The United States Postal Service (USPS) is the latest organization taking action to avoid getting its fingers burned when it comes to hoverboards.
Following in the footsteps of a growing number of airlines, USPS has said it’s refusing to carry shipments of self-balancing scooters by plane because it fears the board’s batteries could catch fire.
But look out for smoking delivery vans — the USPS says it’ll continue to use ground transportation to get hoverboards to their destination.
Following several reports from around the world of house fires apparently caused by exploding hoverboards, retailers such as Amazon this week removed the machine — which doesn’t actually hover at all but instead trundles along on two wheels — from its online store.
In the UK, the e-commerce giant even went so far as to tell customers to ditch their bought boards after it was discovered that many of them have faulty plugs that could cause them to overheat and catch fire. Besides the plugs and batteries, dodgy cabling and chargers have also been cited as possible fire hazards.

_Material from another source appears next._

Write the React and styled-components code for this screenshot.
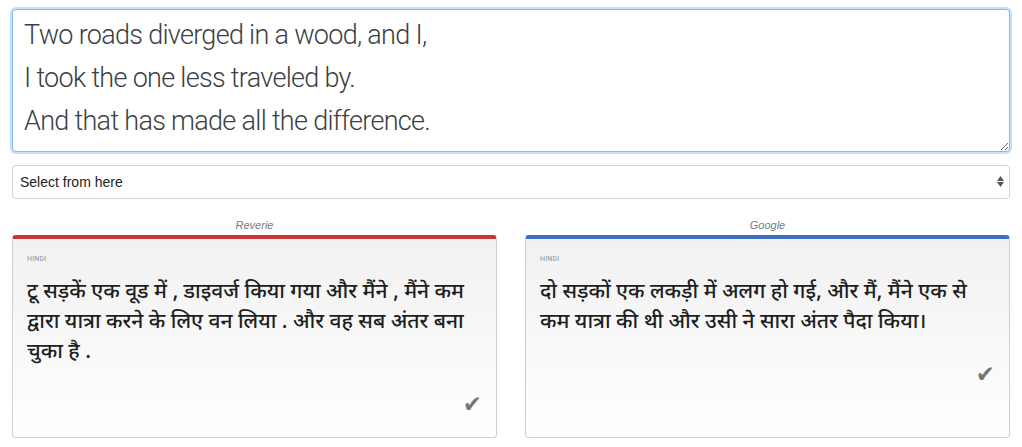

The USPS said it made its decision “out of an abundance of caution,” a judgment that likely came as a big relief to the pilots responsible for carrying its consignments.
“Effective immediately and until further notice, the Postal Service will ship the hoverboards only using Standard Post/Parcel Select, which travels on ground transportation, due to potential safety hazards pertaining to lithium batteries,” a USPS spokesperson told Cnet on Wednesday.
The hoverboard’s sudden rise in popularity has seen it become this holiday’s must-have toy, a situation leading to manufacturers around the world clamoring to cash in on the phenomenon. Trouble is, some of these makers have little regard for safety standards, pumping out sub-standard devices that are now causing major headaches for retailers and transportation services.
Leading U.S. airlines, including Delta and United, said recently it would stop passengers taking the personal transporters on flights.
Explaining its action, Delta said, “Poorly labeled, powerful lithium-ion batteries powering hoverboards are the issue,” adding that after examining the product specifications on some boards, it’d found “manufacturers do not consistently provide detail about the size or power of their lithium-ion batteries.”
Delta said its research revealed that the size and power of hoverboard batteries often exceed permitted levels for transportation on aircrafts, and that “while occurrences are uncommon, these batteries can spontaneously overheat and pose a fire hazard risk.”